WHAT YOU WILL DO: Make an exact copy of each entry, leaving out every picture.

INPUT ROWS:

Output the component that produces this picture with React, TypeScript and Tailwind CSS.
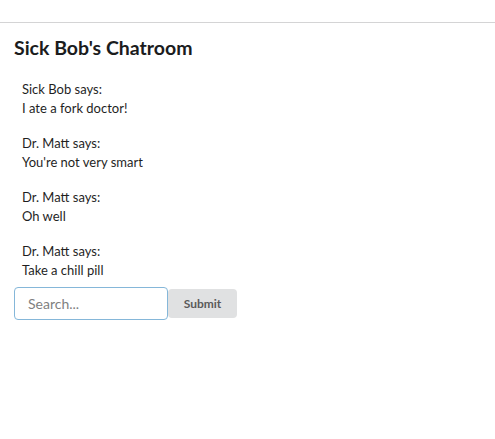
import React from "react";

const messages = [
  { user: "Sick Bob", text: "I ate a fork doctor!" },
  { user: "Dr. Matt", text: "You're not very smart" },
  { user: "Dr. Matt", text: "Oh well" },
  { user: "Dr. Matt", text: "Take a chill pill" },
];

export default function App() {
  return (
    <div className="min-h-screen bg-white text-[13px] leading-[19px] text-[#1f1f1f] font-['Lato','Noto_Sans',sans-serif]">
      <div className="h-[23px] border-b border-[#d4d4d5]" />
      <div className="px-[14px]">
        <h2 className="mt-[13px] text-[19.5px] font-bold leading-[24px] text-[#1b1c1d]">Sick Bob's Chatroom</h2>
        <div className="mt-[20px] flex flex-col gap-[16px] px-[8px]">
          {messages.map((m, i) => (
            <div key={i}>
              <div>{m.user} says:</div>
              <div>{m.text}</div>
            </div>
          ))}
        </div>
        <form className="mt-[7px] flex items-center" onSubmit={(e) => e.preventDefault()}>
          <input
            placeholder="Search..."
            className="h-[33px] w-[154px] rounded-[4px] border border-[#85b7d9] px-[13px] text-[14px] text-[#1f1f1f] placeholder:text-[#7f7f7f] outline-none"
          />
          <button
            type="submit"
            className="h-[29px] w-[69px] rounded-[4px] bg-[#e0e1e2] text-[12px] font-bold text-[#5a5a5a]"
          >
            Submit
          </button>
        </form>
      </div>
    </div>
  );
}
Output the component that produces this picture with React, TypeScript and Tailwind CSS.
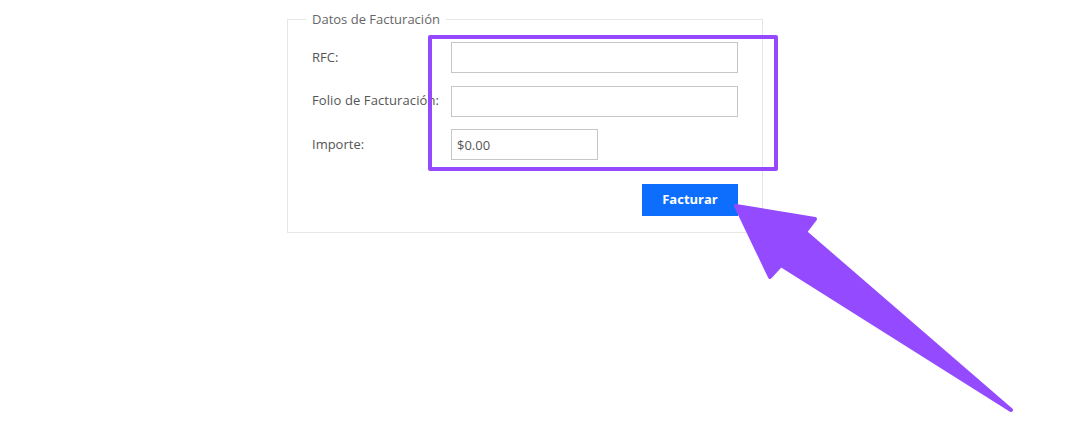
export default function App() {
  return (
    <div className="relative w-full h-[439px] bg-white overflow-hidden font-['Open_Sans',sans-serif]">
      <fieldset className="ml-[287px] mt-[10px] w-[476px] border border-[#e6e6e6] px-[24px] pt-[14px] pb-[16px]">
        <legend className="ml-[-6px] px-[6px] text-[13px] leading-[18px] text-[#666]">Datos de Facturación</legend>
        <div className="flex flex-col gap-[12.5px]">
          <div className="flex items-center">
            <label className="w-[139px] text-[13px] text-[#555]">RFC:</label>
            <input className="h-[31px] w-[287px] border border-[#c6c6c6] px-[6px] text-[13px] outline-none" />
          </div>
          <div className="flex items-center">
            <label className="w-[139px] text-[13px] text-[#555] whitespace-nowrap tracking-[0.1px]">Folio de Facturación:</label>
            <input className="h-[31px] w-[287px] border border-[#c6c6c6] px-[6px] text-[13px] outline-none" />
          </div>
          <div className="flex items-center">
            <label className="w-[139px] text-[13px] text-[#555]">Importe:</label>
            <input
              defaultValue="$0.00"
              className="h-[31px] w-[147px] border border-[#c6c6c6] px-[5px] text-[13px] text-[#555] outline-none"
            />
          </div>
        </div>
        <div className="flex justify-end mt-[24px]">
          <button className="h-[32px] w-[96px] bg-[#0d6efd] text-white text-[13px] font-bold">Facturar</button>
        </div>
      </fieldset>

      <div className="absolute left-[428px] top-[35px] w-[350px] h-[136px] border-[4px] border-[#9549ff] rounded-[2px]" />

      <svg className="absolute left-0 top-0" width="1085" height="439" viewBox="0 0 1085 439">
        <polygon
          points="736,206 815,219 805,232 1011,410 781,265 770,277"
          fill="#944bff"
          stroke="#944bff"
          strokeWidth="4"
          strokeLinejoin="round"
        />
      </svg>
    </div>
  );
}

SOLUTION TO THIS EXERCISE:
Output the component that produces this picture with React, TypeScript and Tailwind CSS.
import React from "react";

const messages = [
  { user: "Sick Bob", text: "I ate a fork doctor!" },
  { user: "Dr. Matt", text: "You're not very smart" },
  { user: "Dr. Matt", text: "Oh well" },
  { user: "Dr. Matt", text: "Take a chill pill" },
];

export default function App() {
  return (
    <div className="min-h-screen bg-white text-[13px] leading-[19px] text-[#1f1f1f] font-['Lato','Noto_Sans',sans-serif]">
      <div className="h-[23px] border-b border-[#d4d4d5]" />
      <div className="px-[14px]">
        <h2 className="mt-[13px] text-[19.5px] font-bold leading-[24px] text-[#1b1c1d]">Sick Bob's Chatroom</h2>
        <div className="mt-[20px] flex flex-col gap-[16px] px-[8px]">
          {messages.map((m, i) => (
            <div key={i}>
              <div>{m.user} says:</div>
              <div>{m.text}</div>
            </div>
          ))}
        </div>
        <form className="mt-[7px] flex items-center" onSubmit={(e) => e.preventDefault()}>
          <input
            placeholder="Search..."
            className="h-[33px] w-[154px] rounded-[4px] border border-[#85b7d9] px-[13px] text-[14px] text-[#1f1f1f] placeholder:text-[#7f7f7f] outline-none"
          />
          <button
            type="submit"
            className="h-[29px] w-[69px] rounded-[4px] bg-[#e0e1e2] text-[12px] font-bold text-[#5a5a5a]"
          >
            Submit
          </button>
        </form>
      </div>
    </div>
  );
}
Output the component that produces this picture with React, TypeScript and Tailwind CSS.
export default function App() {
  return (
    <div className="relative w-full h-[439px] bg-white overflow-hidden font-['Open_Sans',sans-serif]">
      <fieldset className="ml-[287px] mt-[10px] w-[476px] border border-[#e6e6e6] px-[24px] pt-[14px] pb-[16px]">
        <legend className="ml-[-6px] px-[6px] text-[13px] leading-[18px] text-[#666]">Datos de Facturación</legend>
        <div className="flex flex-col gap-[12.5px]">
          <div className="flex items-center">
            <label className="w-[139px] text-[13px] text-[#555]">RFC:</label>
            <input className="h-[31px] w-[287px] border border-[#c6c6c6] px-[6px] text-[13px] outline-none" />
          </div>
          <div className="flex items-center">
            <label className="w-[139px] text-[13px] text-[#555] whitespace-nowrap tracking-[0.1px]">Folio de Facturación:</label>
            <input className="h-[31px] w-[287px] border border-[#c6c6c6] px-[6px] text-[13px] outline-none" />
          </div>
          <div className="flex items-center">
            <label className="w-[139px] text-[13px] text-[#555]">Importe:</label>
            <input
              defaultValue="$0.00"
              className="h-[31px] w-[147px] border border-[#c6c6c6] px-[5px] text-[13px] text-[#555] outline-none"
            />
          </div>
        </div>
        <div className="flex justify-end mt-[24px]">
          <button className="h-[32px] w-[96px] bg-[#0d6efd] text-white text-[13px] font-bold">Facturar</button>
        </div>
      </fieldset>

      <div className="absolute left-[428px] top-[35px] w-[350px] h-[136px] border-[4px] border-[#9549ff] rounded-[2px]" />

      <svg className="absolute left-0 top-0" width="1085" height="439" viewBox="0 0 1085 439">
        <polygon
          points="736,206 815,219 805,232 1011,410 781,265 770,277"
          fill="#944bff"
          stroke="#944bff"
          strokeWidth="4"
          strokeLinejoin="round"
        />
      </svg>
    </div>
  );
}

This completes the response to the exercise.